Lugar de louco é no hospício ou em casa?

Lugar de louco é no hospício ou em casa?


Profissionais e usuários dos sistema de saúde mental lutam por um outro impeachment e reacendem um debate histórico.

POR Tarso Araújo EDITADO POR Tiago Jokura




Era uma vez um hospital de loucos. De fora, parecia uma prisão. Por dentro, também. Cercado por muros e vigias, chegou a ter 3 mil pacientes. Eles dormiam em colchões velhos, infestados de percevejos. Muitos dormitórios não tinham janelas e eram fechados com grades de ferro. Os internos tinham a cabeça raspada e vagavam descalços, maltrapilhos ou nus. Às vezes, passavam meses sem carne. Todos acordavam às 5 da manhã para tomar banho frio. Quem não levantasse, apanhava. A violência era serventia da casa. Pacientes batiam uns nos outros, e quem participava das brigas apanhava dos funcionários. No inverno, muitos morriam de frio. O local era apelidado de "máquina de fazer loucos". Não, não era um asilo medieval, mas a Casa de Saúde Doutor Eiras, em Paracambi, zona rural do Rio de Janeiro, que funcionou até 2012. "Vi muita gente sair pior do que entrou. E muita gente não saiu, né?", diz Paulo Sérgio, que passou 20 dos seus 72 anos internado lá. "Vi muita covardia lá dentro, muita coisa triste."

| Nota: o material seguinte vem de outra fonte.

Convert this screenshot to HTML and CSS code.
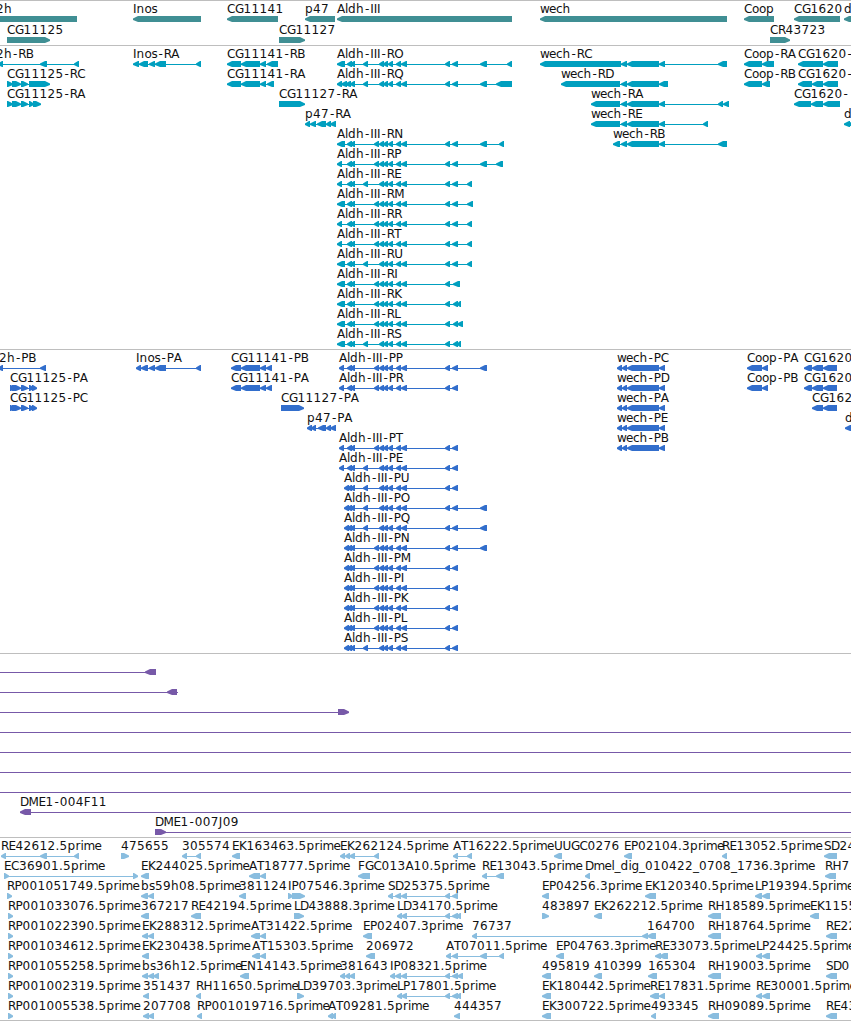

Em dezembro de 2015, um ex-diretor desse hospital psiquiátrico, o psiquiatra Valencius Wurch Duarte Filho, foi nomeado coordenador de Saúde Mental do Ministério da Saúde. Foi uma loucura. Uma parte ruidosa dos profissionais e usuários do sistema de saúde mental ? os ditos loucos ? não está convencida de que Duarte Filho seja contra os manicômios, como tem declarado desde que assumiu. Os manifestantes temem retrocessos na política nacional para a área, que desde os anos 1990 tem fechado hospitais psiquiátricos para investir em tratar os pacientes sem confinamento. Essa abordagem é uma conquista da Reforma Psiquiátrica e da Luta Antimanicomial, movimentos sociais que têm como lema "Nenhum passo atrás, manicômios nunca mais". A crise em torno do novo coodenador é o mais novo capítulo de um debate que acompanha a medicina há séculos sobre a melhor forma de lidar com a loucura. Ao menos publicamente, ninguém defende locais como o Doutor Eiras, mas a ideia de manter doentes mentais em hospícios ainda é defendida por muitos médicos.